Maybe it hasn’t sunk in to some people in the media and football bubble, but this wasn’t just any other season. This was the most important season, and you can call that parochial and small minded as you like, but it’s a fact and everyone knows it’s a fact.

It’s not even the surrender of the ten, but the whole of this disastrous campaign. League form, cup form, European form … Lennon deserves to be sacked, and the longer he stays in that job the more it looks like our board is willing to accept failure on this scale, and that’s unacceptable to the supporters who are right to expect better from the club.

The fact is, the board has granted Lennon time and leniency no other manager in our recent history would have gotten. To many supporters it looks like Lennon’s wellbeing has been elevated above that of the club itself, and that he believes that’s as it should be.

It doesn’t matter if that’s a faulty perception; people believe it, our fans believe it, and anyone who thinks that this is going to change is wrong.
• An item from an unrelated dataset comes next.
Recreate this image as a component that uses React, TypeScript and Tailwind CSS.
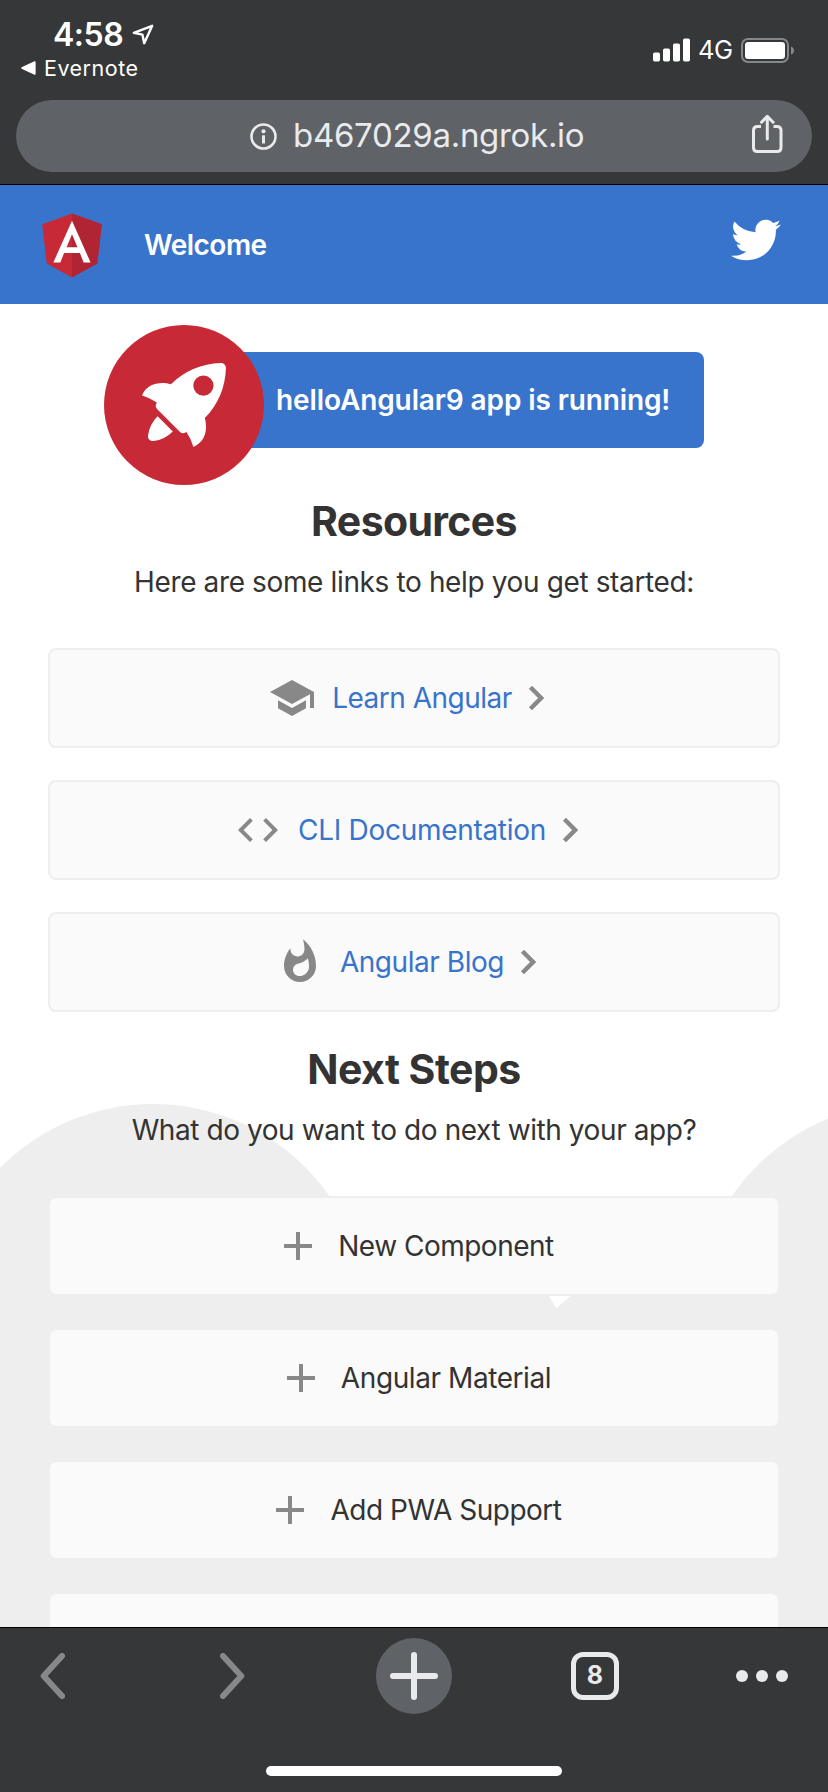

Because it won’t.

Lennon will not get another chance here, not from the fans.

Every mistake he makes will re-open the wounds.

The first cup defeat he’ll be crucified.

Every dropped point in the league will precipitate a new crisis and even the fans who still support him will turn and the rest of the fan-base will be demanding his head every week.

There is no reservoir of goodwill left for him.

Many thousands of our fans never wanted him to have the job in the first place … their response (mine included) if he gets handed a reprieve by the board and the chance to ruin another season and squander tens of millions of pounds we can’t afford to piss away doesn’t even have to be guessed at.

Lennon no longer enjoys the confidence of the fans.

That’s it, it’s as simple as that, and every day he stays, dug in, obstinate, arrogant, taunts those of us who believe his removal is an imperative.

No brief run of form will alter what we see before us; the man who lost the ten.

Even Lawwell knew that was a tag that he’d never be able to escape.

Ten years down the line, when Neil Lennon is sitting in a TV studio and we’re rampant at the top of the league and Ibrox is on its third or fourth team most of us will feel better disposed towards him than we do right now.

When’s he long gone, and not before.